熔池特征对激光粉末床熔融（PBF）的打印质量有显著影响，打印参数和熔池尺寸的定量预测对LPBF中复杂过程的智能控制至关重要。然而由于高度非线性，打印参数和熔池尺寸的双向预测一直极具挑战。为了解决此问题，本工作融合典型实验、机理模型和深度学习研究激光PBF过程中关键参数和熔池特性的正向和逆向预测。实验提供基础数据，机理模型显著增强数据集，多层感知器（MLP）深度学习模型则根据实验和机理模型构建的数据集预测熔池尺寸和工艺参数。结果表明可以实现熔池尺寸和工艺参数的双向预测，最高预测准确率接近99.9%，平均预测准确率超过90.0%。此外，MLP模型的预测准确率与数据集的特征密切相关，即数据集的可学习性对预测准确率有至关重要的影响。通过机理模型增强数据集后的最高预测精度为97.3%，而仅使用实验数据集时的最高预测精度只有68.3%。MLP模型的预测准确率在很大程度上取决于数据集的质量。研究结果表明使用MLP进行复杂相关性的双向预测对于激光PBF是可行的，本工作为选定智能增材制造的工艺条件和结果提供了一个新颖而实用的框架。

Molten pool characteristics have a significant effect on printing quality in laser powder bed fusion (PBF), and quantitative predictions of printing parameters and molten pool dimensions are critical to the intelligent control of the complex processes in PBF. Thus far, bidirectional predictions of printing parameters and molten pool dimensions have been challenging due to the highly nonlinear correlations involved.
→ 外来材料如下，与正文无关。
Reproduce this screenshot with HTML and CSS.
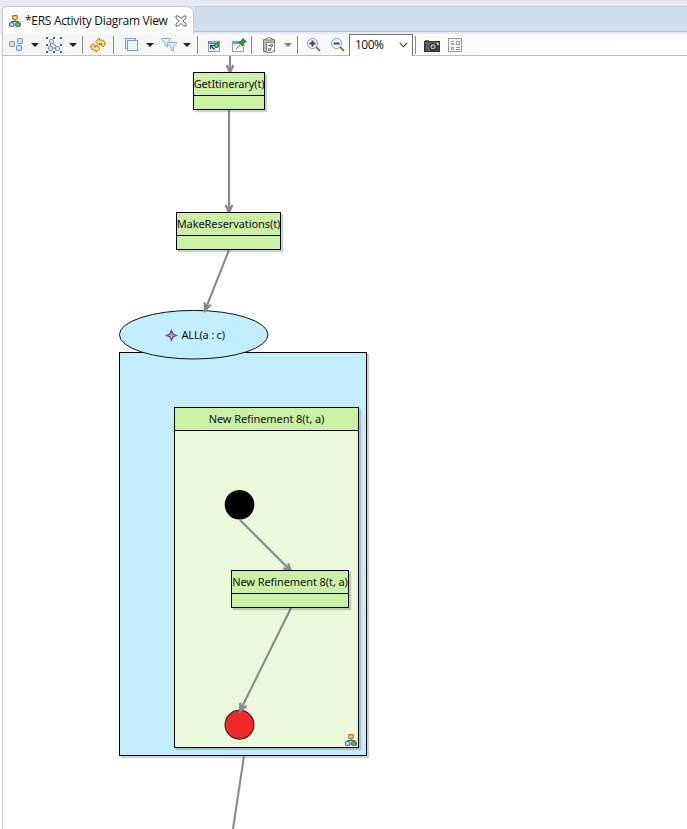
FILE: index.html
```
<!DOCTYPE html>
<html lang="en">
<head>
<meta charset="utf-8">
<title>ERS Activity Diagram View</title>
<link rel="stylesheet" href="styles.css">
</head>
<body>
<svg class="defs" width="0" height="0" aria-hidden="true">
  <symbol id="arrow" viewBox="0 0 8 4"><path d="M0 0H8L4 4Z" fill="#222"/></symbol>
  <symbol id="tree" viewBox="0 0 12 12">
    <path d="M6 4V7M2.5 9V6.5H9.5V9" fill="none" stroke="#3557a4"/>
    <rect x="3.7" y=".6" width="4.6" height="3.6" rx="1" fill="#ffe071" stroke="#a8640b" stroke-width="1.1"/>
    <rect x=".6" y="7.8" width="4.3" height="3.4" rx="1" fill="#dcecff" stroke="#2f57a8" stroke-width="1.1"/>
    <rect x="6.7" y="7.8" width="4.5" height="3.4" rx="1" fill="#8cbd5a" stroke="#2c6b25" stroke-width="1.1"/>
  </symbol>
</svg>
<header class="tabs">
  <div class="tab">
    <svg width="12" height="12"><use href="#tree"/></svg>
    <span class="title">*ERS Activity Diagram View</span>
    <svg class="close" width="12" height="12" viewBox="0 0 12 12"><path d="M1 1H3.5L6 3.7 8.5 1H11V3L8 6 11 9V11H8.5L6 8.3 3.5 11H1V9L4 6 1 3Z" fill="#fff" stroke="#555" stroke-width=".9"/></svg>
  </div>
  <div class="rest"></div>
</header>
<nav class="toolbar">
  <svg viewBox="0 0 16 16"><g fill="#cfe0f3" stroke="#7590b8"><rect x="1.5" y="4.5" width="5" height="5" rx=".7"/><rect x="9.5" y="1.5" width="5" height="5" rx=".7"/><rect x="8.5" y="8.5" width="5" height="5" rx=".7"/></g></svg>
  <svg class="arrow"><use href="#arrow"/></svg>
  <svg viewBox="0 0 16 16"><path d="M5 4L12 11M5 5L4 11H12" fill="none" stroke="#53698f"/><g fill="#cfe0f3" stroke="#7590b8"><rect x="3.5" y="2.5" width="4" height="4" rx="1"/><rect x="2.5" y="9.5" width="4" height="4" rx="1"/><rect x="9.5" y="9.5" width="4" height="4" rx="1"/></g><path d="M0 0h2v2H0zM7 0h2v2H7zM14 0h2v2h-2zM0 7h2v2H0zM14 7h2v2h-2zM0 14h2v2H0zM7 14h2v2H7zM14 14h2v2h-2z" fill="#3b5d94"/></svg>
  <svg class="arrow"><use href="#arrow"/></svg>
  <i class="sep"></i>
  <svg viewBox="0 0 16 16"><g fill="#ffe07a" stroke="#b97a10" stroke-linejoin="round"><path d="M5.5 5L9.5 1V3H12Q15 3.5 15 7L15.5 7 13 10 10.5 7.5H12Q12 6 9.5 6.3V8.5Z"/><path d="M10 11.5L6 15.3V13.3H4Q1 12.8 1 9.5H.4L3 6.5 5.5 9H4Q4 10.3 6 10V8Z"/></g></svg>
  <i class="sep"></i>
  <svg class="end" viewBox="0 0 16 16"><rect x="1.5" y="1.5" width="10" height="10" fill="#d9f0f5" stroke="#7d9dbb"/><rect x="3.5" y="3.5" width="10" height="10" fill="#e6f6f8" stroke="#7d9dbb"/></svg>
  <svg class="arrow"><use href="#arrow"/></svg>
  <svg viewBox="0 0 16 16"><g fill="#d9effa" stroke="#8ab2ce"><path d="M.5 1.5H9.5V3L6.5 6V10L4 8.5V6L.5 3Z"/><path d="M6.5 5.5H15.5V7L12.5 9.5V14.5L10 13V9.5L6.5 7Z"/></g></svg>
  <svg class="arrow"><use href="#arrow"/></svg>
  <i class="sep"></i>
  <svg viewBox="0 0 16 16"><rect x="2.5" y="4.5" width="11" height="10" fill="#edf7fc" stroke="#85a4b5"/><path d="M2 4h12v3H2z" fill="#498cc0"/><path d="M3 5h8" stroke="#a6d7ee"/><path d="M4 8h4v1H6l3 3-1 1-3-3v2H4z" fill="#234267"/><circle cx="10.5" cy="8.5" r="1.9" fill="#8fcf90" stroke="#1d6b40" stroke-width="1.2"/></svg>
  <svg viewBox="0 0 16 16"><rect x="1.5" y="4.5" width="11" height="10" fill="#fffce9" stroke="#85a4b5"/><path d="M1 4h9v3H1z" fill="#69aacd"/><path d="M5 12L9 8" stroke="#777"/><path d="M8 5.5L10 4.5 12 1.5 15 4.5 12 6.5 11.5 9 7.5 5Z" fill="#399447" stroke="#1c6830" stroke-width="1"/></svg>
  <i class="sep end"></i>
  <svg class="end" viewBox="0 0 16 16"><path d="M1.5 2.5H12.5V14.5H1.5Z" fill="#bbb" stroke="#777"/><path d="M4 3V1.5h1.5L6 .5h2l.5 1H10V3Z" fill="#eee" stroke="#888"/><path d="M4.5 5.5H12.5V13L10 15.5H4.5Z" fill="#f5f5f5" stroke="#888"/><path d="M8.5 7.5h2v2h-2zM6 8.5h2M6.5 11.5h2v2h-2zM9 11h1" fill="none" stroke="#777"/></svg>
  <svg class="arrow faded"><use href="#arrow"/></svg>
  <i class="sep"></i>
  <svg viewBox="0 0 16 16"><path d="M10 10L14 14" stroke="#9b713f" stroke-width="2"/><circle cx="6.5" cy="6.5" r="5" fill="#f5f9ff" stroke="#8a98aa"/><path d="M3.5 6.5h6M6.5 3.5v6" stroke="#2b459c" stroke-width="2"/></svg>
  <svg class="start" viewBox="0 0 16 16"><path d="M10 10L14 14" stroke="#9b713f" stroke-width="2"/><circle cx="6.5" cy="6.5" r="5" fill="#f5f9ff" stroke="#8a98aa"/><path d="M3.5 6.5h6" stroke="#2b459c" stroke-width="2"/></svg>
  <div class="combo"><span>100%</span><svg width="9" height="6" viewBox="0 0 9 6"><path d="M.7.8L4.5 4.6 8.3.8" fill="none" stroke="#444" stroke-width="1.1"/></svg></div>
  <i class="sep end"></i>
  <svg viewBox="0 0 16 16"><rect x="1" y="3" width="4" height="2" fill="#777"/><rect x=".5" y="4.5" width="15" height="10" fill="#454545" stroke="#333"/><path d="M1 6h14" stroke="#888"/><path d="M3 7v7M5 7v7" stroke="#777"/><circle cx="9" cy="9.7" r="3.2" fill="#c9d1ce" stroke="#111"/><circle cx="9" cy="9.7" r="1.5" fill="#41504a"/><path d="M13 6h2v2h-2z" fill="#b7d19c"/></svg>
  <svg viewBox="0 0 16 16"><g fill="#f5f5f5" stroke="#999"><rect x=".5" y="1.5" width="13" height="13"/><path d="M3 4.5h3M3.5 7.5h2v-1h-2zM8.5 4.5h3v3h-3zM3.5 10.5h2v2h-2zM8 10.5h4M8 12.5h4"/></g></svg>
</nav>
<main class="canvas">
  <div class="scope"></div>
  <div class="node refinement"><div class="label">New Refinement 8(t, a)</div><svg class="badge" width="12" height="12"><use href="#tree"/></svg></div>
  <svg class="edges" width="687" height="773" viewBox="0 56 687 773">
    <defs><marker id="head" markerUnits="userSpaceOnUse" markerWidth="12" markerHeight="12" refX="9" refY="6" orient="auto"><path d="M1.5 2.6L9 6 1.5 9.4" fill="none" stroke="#8a8a8a" stroke-width="2.2"/><path d="M3 3.5L9 6 3 8.5Z" fill="#8a8a8a"/></marker></defs>
    <ellipse cx="193.7" cy="334.7" rx="74.3" ry="24.3" fill="#c2eeff" stroke="#111"/>
    <circle cx="239.5" cy="504.7" r="14.8" fill="#000"/>
    <circle cx="239.5" cy="724.7" r="14.4" fill="#f02a2a" stroke="#222" stroke-width="1.1"/>
    <g fill="none" stroke="#8a8a8a" stroke-width="2.1" marker-end="url(#head)">
      <path d="M230 56V72.5"/><path d="M229 110V212.5"/><path d="M229 250L205 310.5"/><path d="M240 520L291 571"/><path d="M291 608L240 711"/>
    </g>
    <path d="M244 756L233 829" stroke="#8a8a8a" stroke-width="2.1"/>
    <path d="M171.5 330.5L173 334 176.5 335.5 173 337 171.5 340.5 170 337 166.5 335.5 170 334Z" fill="#c59add" stroke="#70439a" stroke-width="1.2"/>
  </svg>
  <div class="all">ALL(a : c)</div>
  <div class="node get"><div class="label">GetItinerary(t)</div></div>
  <div class="node make"><div class="label">MakeReservations(t)</div></div>
  <div class="node inner"><div class="label">New Refinement 8(t, a)</div></div>
</main>
</body>
</html>
```
FILE: styles.css
```
* { box-sizing: border-box; }
body {
  margin: 0;
  width: 687px;
  height: 829px;
  overflow: hidden;
  display: flex;
  flex-direction: column;
  background: #fff;
  color: #111;
  font-family: "Noto Sans", sans-serif;
}
svg { display: block; }
.defs { position: absolute; }
.tabs {
  height: 34px;
  flex: none;
  display: flex;
  padding: 6px 0 0 2px;
  background: #e6e9f7;
}
.tab {
  width: 192px;
  display: flex;
  align-items: center;
  padding-left: 6px;
  background: linear-gradient(#fff, #fcfcfd);
  border: 1px solid #c2cad7;
  border-bottom: 0;
  border-radius: 5px 7px 0 0;
}
.title {
  width: 146px;
  margin-left: 4px;
  font: 12px/16px "Open Sans", sans-serif;
  letter-spacing: -.3px;
  white-space: nowrap;
}
.close { margin-left: 4px; }
.rest {
  height: 26px;
  flex: 1;
  background: #d0dff0;
  border-top: 1px solid #c2cad7;
  border-bottom: 1px solid #b4bdd3;
}
.toolbar {
  height: 22px;
  flex: none;
  display: grid;
  grid-template-columns: 16px 21px 18px 19px 1px 30px 1px 26px 20px 17px 20px 1px 31px 20px 3px 26px 19px 1px 32px 19px 64px 3px 32px 16px;
  align-items: center;
  justify-items: center;
  margin-left: 2px;
  padding-left: 5px;
  border-left: 1px solid #c2cad7;
  border-bottom: 1px solid #bfbfbf;
  background: linear-gradient(90deg, #f5f5f5, #fcfcfc 70%, #fff);
}
.toolbar > svg { width: 16px; height: 16px; }
.toolbar > .arrow { width: 8px; height: 4px; }
.toolbar > .faded { opacity: .55; }
.toolbar > .end { justify-self: end; }
.toolbar > .start { justify-self: start; }
.sep { width: 1px; height: 18px; background: #8b8b8b; }
.combo {
  width: 64px;
  height: 22px;
  display: flex;
  align-items: center;
  justify-content: space-between;
  padding: 0 4px 1px 5px;
  background: #fff;
  border: 1px solid #777;
  border-bottom: 0;
  font: 12px/20px "Open Sans", sans-serif;
  letter-spacing: -.5px;
}
.canvas {
  position: relative;
  flex: 1;
  margin-left: 2px;
  border-left: 1px solid #c2cad7;
}
.edges { position: absolute; left: -3px; top: 0; }
.scope, .node {
  position: absolute;
  border: 1px solid #000;
  box-shadow: 2px 2px 1px rgba(70, 60, 80, .25);
}
.scope { left: 116px; top: 296px; width: 248px; height: 404px; background: #c2eeff; }
.node { height: 38px; background: #cbf1a5; }
.label {
  height: 23px;
  display: flex;
  justify-content: center;
  border-bottom: 1px solid #000;
  background: #cbf1a5;
  font-size: 11px;
  line-height: 21px;
  letter-spacing: -.08px;
  white-space: nowrap;
}
.get { left: 190px; top: 16px; width: 72px; }
.get .label { letter-spacing: -.15px; }
.make { left: 173px; top: 156px; width: 105px; }
.inner { left: 228px; top: 514px; width: 118px; }
.refinement { left: 171px; top: 351px; width: 185px; height: 341px; background: #eaf8dc; }
.badge { position: absolute; right: 1px; bottom: 1px; }
.all {
  position: absolute;
  left: 178.5px;
  top: 271px;
  font-size: 11px;
  line-height: 16px;
  letter-spacing: -.2px;
}
```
To
address this issue, we integrate an experiment on molten pool characteristics, a mechanistic model, and deep learning to achieve both forward and inverse predictions of key parameters and molten pool characteristics during laser PBF. The experiment provides fundamental data, the mechanistic model significantly augments the dataset, and the multilayer perceptron (MLP) deep learning model predicts the molten pool dimensions and process parameters based on the dataset built from the experiment and the mechanistic model. The results show that bidirectional predictions of the molten pool dimensions and process parameters can be realized, with the highest prediction accuracies approaching 99.9% and mean prediction accuracies of over 90.0%. Moreover, the prediction accuracy of the MLP model is closely related to the characteristics of the dataset—that is, the learnability of the dataset has a crucial impact on the prediction accuracy. The highest prediction accuracy is 97.3% with enhancement of the dataset via the mechanistic model, while the highest prediction accuracy is 68.3% when using only the experimental dataset. The prediction accuracy of the MLP model largely depends on the quality of the dataset as well. The research results demonstrate that bidirectional predictions of complex correlations using MLP are feasible for laser PBF, and offer a novel and useful framework for the determination of process conditions and outcomes for intelligent additive manufacturing.